I do know my dinners had carbs. (Pasta a few nights). But that was my only carbs for the day so I should have been ok!

Weight
So with my food in check, let’s see how my weight stacks up this week.  Grrrrr!  Well...I’m up!   I do know that I have this recurring pattern that has been going on for a while   I am down on Friday and Saturday but then pop up through the work week.  Yes I know that my higher eating on the weekends contribute...but look at the figures above...my net calories is lower...even though my intake is much higher.    So this morning I sit at 250.0. 2 pounds up.  Grrr!   (The morning was off, in terms of my daily....ahem, routine so that affects the weight....so I do expect it to be lower shortly!)

Exercise
I kinda nailed this first week.  Kinda!   I ran twice in this last week, once after work!  I rode my bike twice (hard rides over the weekend) and I walked every lunch break and every 15 minute break!   

I did something once after work...but wimped our the other evenings!!! 

So that is a total victory.   The failure is the after work workouts.  I need to get that into place!
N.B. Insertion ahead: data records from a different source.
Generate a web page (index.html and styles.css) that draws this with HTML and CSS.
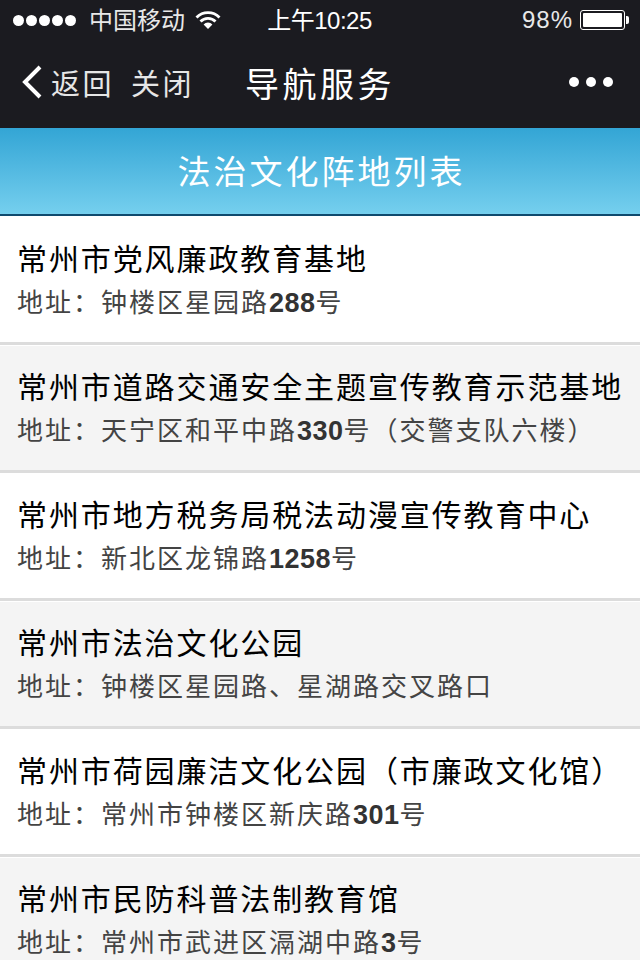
FILE: index.html
```html
<!DOCTYPE html>
<html lang="zh">
<head>
    <meta charset="UTF-8">
    <meta name="viewport" content="width=device-width, initial-scale=1.0">
    <title>导航服务</title>
    <link rel="stylesheet" href="styles.css">
</head>
<body>
    <div class="top-dark">
        <div class="status-bar">
            <div class="status-left">
                <span class="signal"><i></i><i></i><i></i><i></i><i></i></span>
                <span class="carrier">中国移动</span>
                <svg class="wifi" width="26" height="20" viewBox="0 0 26 20">
                    <path d="M1.500 7.500 A16 16 0 0 1 24.500 7.500" fill="none" stroke="#fff" stroke-width="2.800"/>
                    <path d="M5.500 11.500 A10.500 10.500 0 0 1 20.500 11.500" fill="none" stroke="#fff" stroke-width="2.800"/>
                    <path d="M13 19 L8.600 14.400 A6 6 0 0 1 17.400 14.400 Z" fill="#fff"/>
                </svg>
            </div>
            <div class="status-time">上午10:25</div>
            <div class="status-right">
                <span class="percent">98%</span>
                <span class="battery"><span class="battery-fill"></span></span>
                <span class="battery-tip"></span>
            </div>
        </div>
        <div class="nav-bar">
            <div class="nav-left">
                <svg class="back" width="24" height="36" viewBox="0 0 24 36">
                    <path d="M20 3 L5 18 L20 33" fill="none" stroke="#fff" stroke-width="4"/>
                </svg>
                <span class="nav-link">返回</span>
                <span class="nav-link close">关闭</span>
            </div>
            <div class="nav-title">导航服务</div>
            <div class="more"><i></i><i></i><i></i></div>
        </div>
    </div>

    <div class="list-header">法治文化阵地列表</div>

    <ul class="place-list">
        <li class="place">
            <div class="place-name">常州市党风廉政教育基地</div>
            <div class="place-addr">地址：钟楼区星园路<b>288</b>号</div>
        </li>
        <li class="place">
            <div class="place-name">常州市道路交通安全主题宣传教育示范基地</div>
            <div class="place-addr">地址：天宁区和平中路<b>330</b>号（交警支队六楼）</div>
        </li>
        <li class="place">
            <div class="place-name">常州市地方税务局税法动漫宣传教育中心</div>
            <div class="place-addr">地址：新北区龙锦路<b>1258</b>号</div>
        </li>
        <li class="place">
            <div class="place-name">常州市法治文化公园</div>
            <div class="place-addr">地址：钟楼区星园路、星湖路交叉路口</div>
        </li>
        <li class="place">
            <div class="place-name">常州市荷园廉洁文化公园（市廉政文化馆）</div>
            <div class="place-addr">地址：常州市钟楼区新庆路<b>301</b>号</div>
        </li>
        <li class="place">
            <div class="place-name">常州市民防科普法制教育馆</div>
            <div class="place-addr">地址：常州市武进区滆湖中路<b>3</b>号</div>
        </li>
    </ul>
</body>
</html>
```

FILE: styles.css
```css
html, body {
    margin: 0;
    padding: 0;
    height: 960px;
    overflow: hidden;
}
body {
    font-family: "Liberation Sans", "Noto Sans CJK SC", sans-serif;
    background-color: #fff;
    color: #000;
}
.top-dark {
    background-color: #1b1b20;
    color: #fff;
    height: 128px;
}
.status-bar {
    display: flex;
    align-items: center;
    justify-content: space-between;
    height: 40px;
    padding: 0 11px 0 13px;
    font-size: 24px;
    color: #e8e8e8;
}
.status-left, .status-right {
    display: flex;
    align-items: center;
    width: 230px;
    white-space: nowrap;
}
.status-right {
    justify-content: flex-end;
}
.signal {
    display: flex;
    gap: 2px;
}
.signal i {
    width: 11px;
    height: 11px;
    border-radius: 50%;
    background-color: #fff;
}
.carrier {
    margin: -3px 0 0 13px;
}
.wifi {
    margin-left: 10px;
}
.status-time {
    margin: -3px 3px 0 0;
    color: #fff;
    white-space: nowrap;
    letter-spacing: -0.500px;
}
.percent {
    margin-right: 7px;
    letter-spacing: 1px;
}
.battery {
    display: block;
    width: 39px;
    height: 14px;
    border: 1px solid #fff;
    border-radius: 3px;
    padding: 2px;
}
.battery-fill {
    display: block;
    height: 100%;
    background-color: #fff;
    border-radius: 1px;
}
.battery-tip {
    width: 3px;
    height: 8px;
    margin-left: 1px;
    background-color: #fff;
    border-radius: 0 2px 2px 0;
}
.nav-bar {
    display: flex;
    align-items: center;
    height: 88px;
    padding: 0 27px 4px 20px;
    box-sizing: border-box;
}
.nav-left {
    display: flex;
    align-items: center;
    width: 225px;
}
.back {
    margin-right: 7px;
}
.nav-link {
    font-size: 29px;
    letter-spacing: 2.500px;
    color: #e6e6e6;
}
.close {
    margin-left: 17px;
}
.nav-title {
    flex: 1;
    font-size: 34px;
    letter-spacing: 3.500px;
}
.more {
    display: flex;
    gap: 7px;
}
.more i {
    width: 10px;
    height: 10px;
    border-radius: 50%;
    background-color: #fff;
}
.list-header {
    height: 88px;
    box-sizing: border-box;
    padding-left: 3px;
    border-bottom: 2px solid #0f4a6e;
    background: linear-gradient(#33a5d5, #75cfee);
    color: #fff;
    font-size: 33px;
    letter-spacing: 3px;
    line-height: 90px;
    text-align: center;
}
.place-list {
    list-style: none;
    margin: 0;
    padding: 1px 0 0;
}
.place {
    height: 128px;
    box-sizing: border-box;
    padding: 23px 0 0 17px;
    border-top: 1px solid #fff;
    border-bottom: 3px solid #dcdcdc;
    background-color: #fff;
}
.place:nth-child(even) {
    background-color: #f4f4f4;
}
.place-name {
    font-size: 30px;
    line-height: 38px;
    letter-spacing: 1.900px;
    white-space: nowrap;
}
.place-addr {
    margin-top: 6px;
    font-size: 26px;
    line-height: 36px;
    letter-spacing: 2px;
    color: #444;
    white-space: nowrap;
}
.place-addr b {
    font-size: 27px;
    letter-spacing: 0.500px;
    color: #333;
}
```
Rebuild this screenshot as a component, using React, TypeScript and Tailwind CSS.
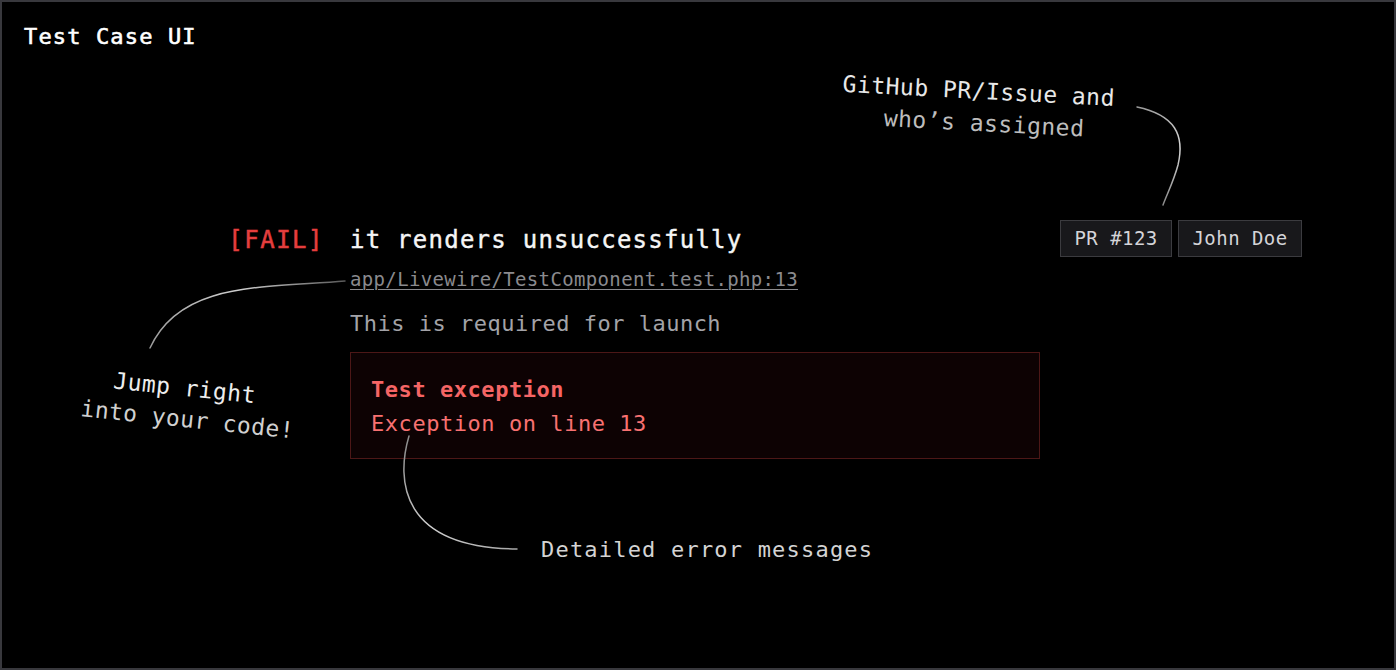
import React from "react";

function Curves() {
  return (
    <svg
      className="absolute left-0 top-0 pointer-events-none"
      width={1392}
      height={666}
      viewBox="2 2 1392 666"
      fill="none"
    >
      <defs>
        <linearGradient id="g1" x1="1137" y1="107" x2="1163" y2="205" gradientUnits="userSpaceOnUse">
          <stop offset="0" stopColor="#9a9a9a" />
          <stop offset="0.5" stopColor="#d8d8d8" />
          <stop offset="1" stopColor="#8a8a8a" />
        </linearGradient>
        <linearGradient id="g2" x1="345" y1="281" x2="150" y2="348" gradientUnits="userSpaceOnUse">
          <stop offset="0" stopColor="#5a5a5a" />
          <stop offset="0.5" stopColor="#cfcfcf" />
          <stop offset="1" stopColor="#9a9a9a" />
        </linearGradient>
        <linearGradient id="g3" x1="409" y1="436" x2="517" y2="549" gradientUnits="userSpaceOnUse">
          <stop offset="0" stopColor="#8a8a8a" />
          <stop offset="0.5" stopColor="#d0d0d0" />
          <stop offset="1" stopColor="#a8a8a8" />
        </linearGradient>
      </defs>
      <path
        d="M1137,107 C1175,115 1185,135 1178,165 C1174,180 1168,192 1163,205"
        stroke="url(#g1)"
        strokeWidth={1.5}
        strokeLinecap="round"
      />
      <path d="M345,281 C260,288 180,282 150,348" stroke="url(#g2)" strokeWidth={1.5} strokeLinecap="round" />
      <path d="M409,436 C396,480 400,548 517,549" stroke="url(#g3)" strokeWidth={1.5} strokeLinecap="round" />
    </svg>
  );
}

export default function App() {
  return (
    <div className="relative w-[1396px] h-[670px] border-2 border-[#38383d] bg-black overflow-hidden font-['DejaVu_Sans_Mono',monospace] px-[22px] pt-[20px]">
      <Curves />

      {/* Title */}
      <div className="text-[22px] leading-[30px] tracking-[1.15px] text-white [-webkit-text-stroke:0.6px_currentColor]">
        Test Case UI
      </div>

      {/* Main */}
      <div className="mt-[168px] flex pr-[70px]">
        <div className="w-[300px] shrink-0 flex justify-end h-[37px] items-center pt-[3px]">
          <span className="text-[24px] leading-[37px] tracking-[1.5px] text-[#e53e3e] [-webkit-text-stroke:0.5px_currentColor]">
            [FAIL]
          </span>
        </div>
        <div className="ml-[26px] flex-1 flex flex-col">
          <div className="flex items-center justify-between h-[37px]">
            <span className="pt-[3px] text-[24px] leading-[37px] tracking-[1.25px] text-[#f5f5f5] [-webkit-text-stroke:0.4px_currentColor]">
              it renders unsuccessfully
            </span>
            <div className="flex gap-[6px]">
              <span className="h-[37px] flex items-center px-[13.4px] border border-[#3b3b3f] bg-[#18181b] text-[19px] tracking-[0.45px] text-[#d4d4d8]">
                PR #123
              </span>
              <span className="h-[37px] flex items-center px-[13.4px] border border-[#3b3b3f] bg-[#18181b] text-[19px] tracking-[0.45px] text-[#d4d4d8]">
                John Doe
              </span>
            </div>
          </div>
          <a className="mt-[10px] self-start text-[19px] leading-[24px] tracking-[0.35px] text-[#8a8a8e] underline underline-offset-[3px] decoration-1">
            app/Livewire/TestComponent.test.php:13
          </a>
          <div className="mt-[18px] text-[22px] leading-[30px] tracking-[0.5px] text-[#a3a3a8]">
            This is required for launch
          </div>
          <div className="mt-[13px] w-[690px] border border-[#4c1717] bg-[#0d0203] pl-[20px] pt-[20px] pb-[17px]">
            <div className="text-[22px] leading-[34px] tracking-[0.55px] font-bold text-[#f56565]">Test exception</div>
            <div className="text-[22px] leading-[34px] tracking-[0.55px] text-[#f87171]">Exception on line 13</div>
          </div>
        </div>
      </div>

      {/* Annotations */}
      <div className="absolute left-[978px] top-[105px] -translate-x-1/2 -translate-y-1/2 rotate-[3deg] text-center text-[23px] leading-[32px] tracking-[0.5px] whitespace-nowrap">
        <div className="text-[#e8e8e8] pr-[4px]">GitHub PR/Issue and</div>
        <div className="text-[#bdbdbd] pl-[10px]">who’s assigned</div>
      </div>

      <div className="absolute left-[184px] top-[402px] -translate-x-1/2 -translate-y-1/2 rotate-[6deg] text-center text-[23px] leading-[31px] tracking-[0.45px] whitespace-nowrap">
        <div className="text-[#ededed] pr-[6px]">Jump right</div>
        <div className="text-[#d0d0d0] pl-[6px]">into your code!</div>
      </div>

      <div className="absolute left-[539px] top-[533px] text-[22px] leading-[30px] tracking-[1.2px] text-[#d4d4d4] whitespace-nowrap">
        Detailed error messages
      </div>
    </div>
  );
}
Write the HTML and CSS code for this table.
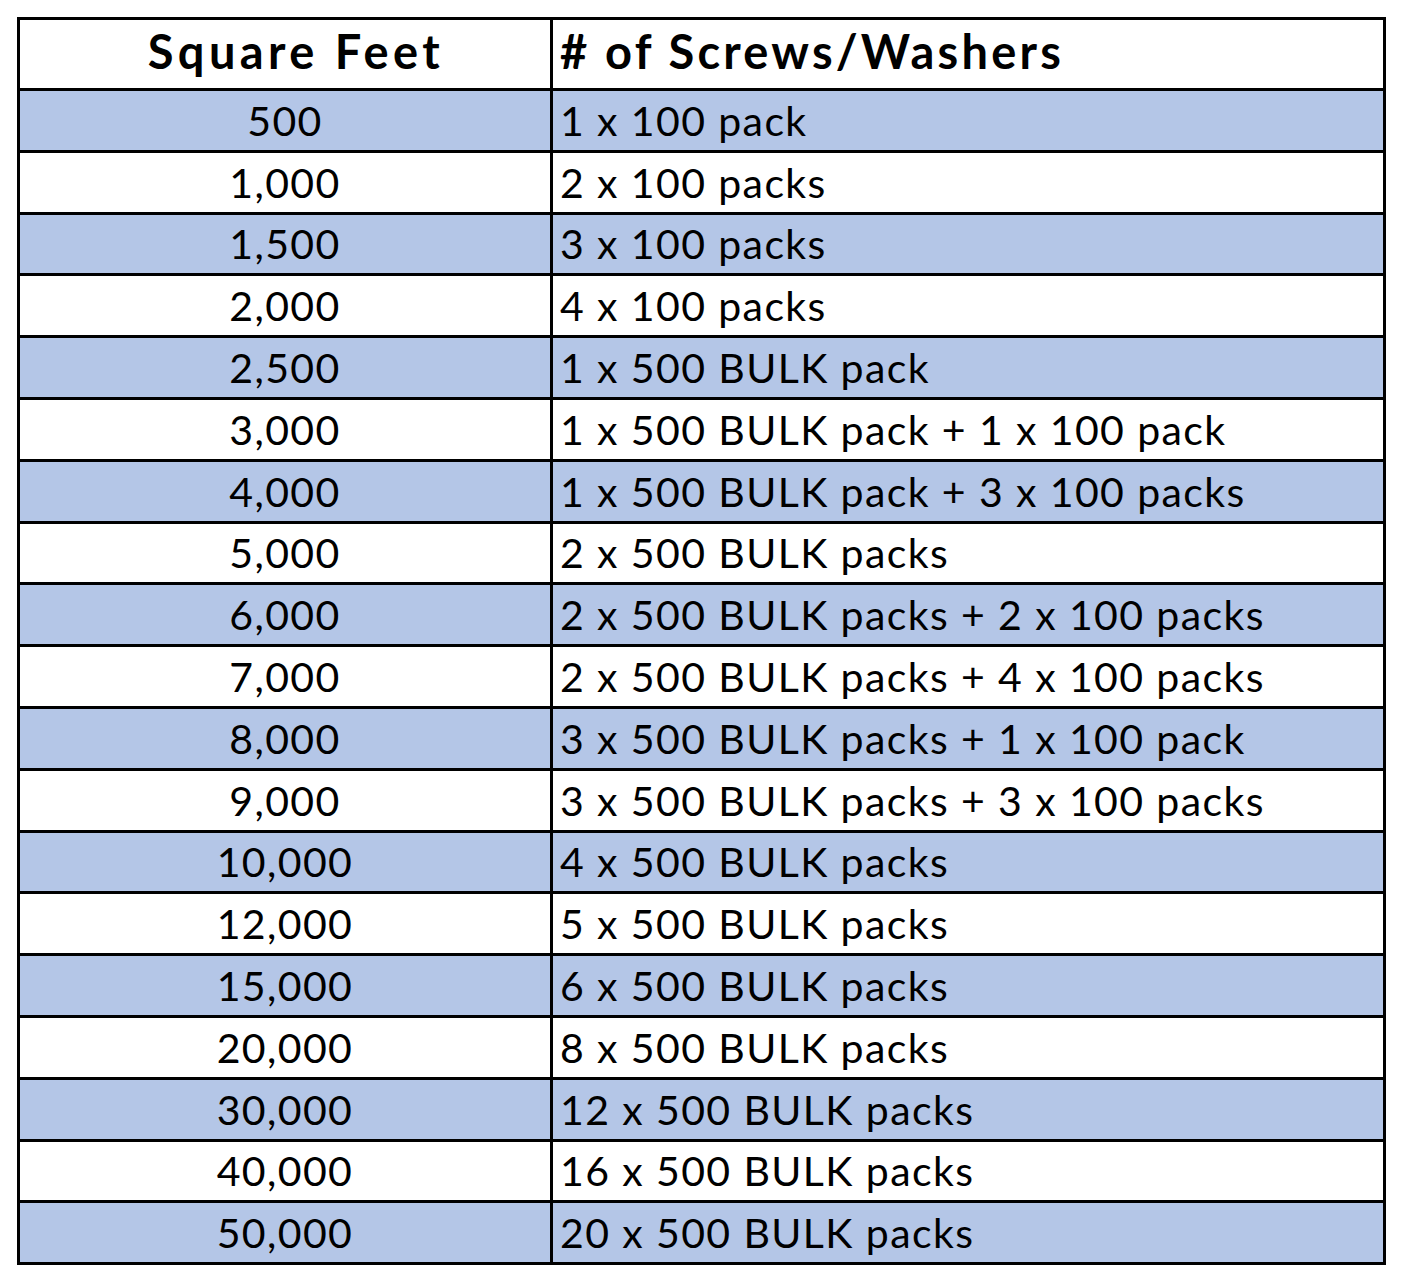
FILE: index.html
```html
<!DOCTYPE html>
<html>
<head>
<meta charset="utf-8">
<link rel="stylesheet" href="styles.css">
</head>
<body>
<table class="chart">
<colgroup><col class="c1"><col class="c2"></colgroup>
<thead>
<tr class="head"><th class="sq">Square Feet</th><th class="sw"># of Screws/Washers</th></tr>
</thead>
<tbody>
<tr class="alt"><td class="sq">500</td><td class="sw">1 x 100 pack</td></tr>
<tr><td class="sq">1,000</td><td class="sw">2 x 100 packs</td></tr>
<tr class="alt"><td class="sq">1,500</td><td class="sw">3 x 100 packs</td></tr>
<tr><td class="sq">2,000</td><td class="sw">4 x 100 packs</td></tr>
<tr class="alt"><td class="sq">2,500</td><td class="sw">1 x 500 BULK pack</td></tr>
<tr><td class="sq">3,000</td><td class="sw">1 x 500 BULK pack + 1 x 100 pack</td></tr>
<tr class="alt"><td class="sq">4,000</td><td class="sw">1 x 500 BULK pack + 3 x 100 packs</td></tr>
<tr><td class="sq">5,000</td><td class="sw">2 x 500 BULK packs</td></tr>
<tr class="alt"><td class="sq">6,000</td><td class="sw">2 x 500 BULK packs + 2 x 100 packs</td></tr>
<tr><td class="sq">7,000</td><td class="sw">2 x 500 BULK packs + 4 x 100 packs</td></tr>
<tr class="alt"><td class="sq">8,000</td><td class="sw">3 x 500 BULK packs + 1 x 100 pack</td></tr>
<tr><td class="sq">9,000</td><td class="sw">3 x 500 BULK packs + 3 x 100 packs</td></tr>
<tr class="alt"><td class="sq">10,000</td><td class="sw">4 x 500 BULK packs</td></tr>
<tr><td class="sq">12,000</td><td class="sw">5 x 500 BULK packs</td></tr>
<tr class="alt"><td class="sq">15,000</td><td class="sw">6 x 500 BULK packs</td></tr>
<tr><td class="sq">20,000</td><td class="sw">8 x 500 BULK packs</td></tr>
<tr class="alt"><td class="sq">30,000</td><td class="sw">12 x 500 BULK packs</td></tr>
<tr><td class="sq">40,000</td><td class="sw">16 x 500 BULK packs</td></tr>
<tr class="alt"><td class="sq">50,000</td><td class="sw">20 x 500 BULK packs</td></tr>
</tbody>
</table>
</body>
</html>
```
FILE: styles.css
```css
html, body {
  margin: 0;
  padding: 0;
  background: #ffffff;
}
body {
  padding: 17px 0 0 17px;
  font-family: Lato, "Open Sans", sans-serif;
  color: #000000;
}
.chart {
  border-collapse: collapse;
  width: 1366px;
  table-layout: fixed;
  border: 3px solid #000;
}
.c1 { width: 533px; }
.c2 { width: 833px; }
.chart th, .chart td {
  border: 3px solid #000;
  padding: 0 7px;
  white-space: nowrap;
  vertical-align: middle;
}
.head { height: 71px; }
.chart th {
  font-weight: 700;
  font-size: 47px;
  letter-spacing: 3.2px;
  line-height: 1;
  padding-bottom: 6px;
  background: #fff;
}
.chart th.sq {
  letter-spacing: 4.4px;
  padding-left: 29px;
}
.chart tbody tr { height: 61.8px; }
.chart td {
  font-size: 41px;
  letter-spacing: 1.4px;
  font-weight: 400;
}
.alt td { background: #b4c6e7; }
.sq { text-align: center; }
.sw { text-align: left; }
```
So there you have it.   My weight is up, and while I do expect it to drop back to the lower weight, it is still totally disheartening!    But I did good for my body this week in my tracking and the movement that I did do!    Maybe I’m grasping at straws but I’m hoping the higher weight/more of a maintain  is also indicative of muscle growth...I know my muscles have had a workout and that they have been sore!   It’s plausible.  I did also have someone tell me yesterday that I looked like I was slimming down.   Plausible again...but I don’t see it.      Either way, I am going to continue pushing forward!   I KNOW that I am making strides toward being healthier and that counts...even if my weight doesn’t!!!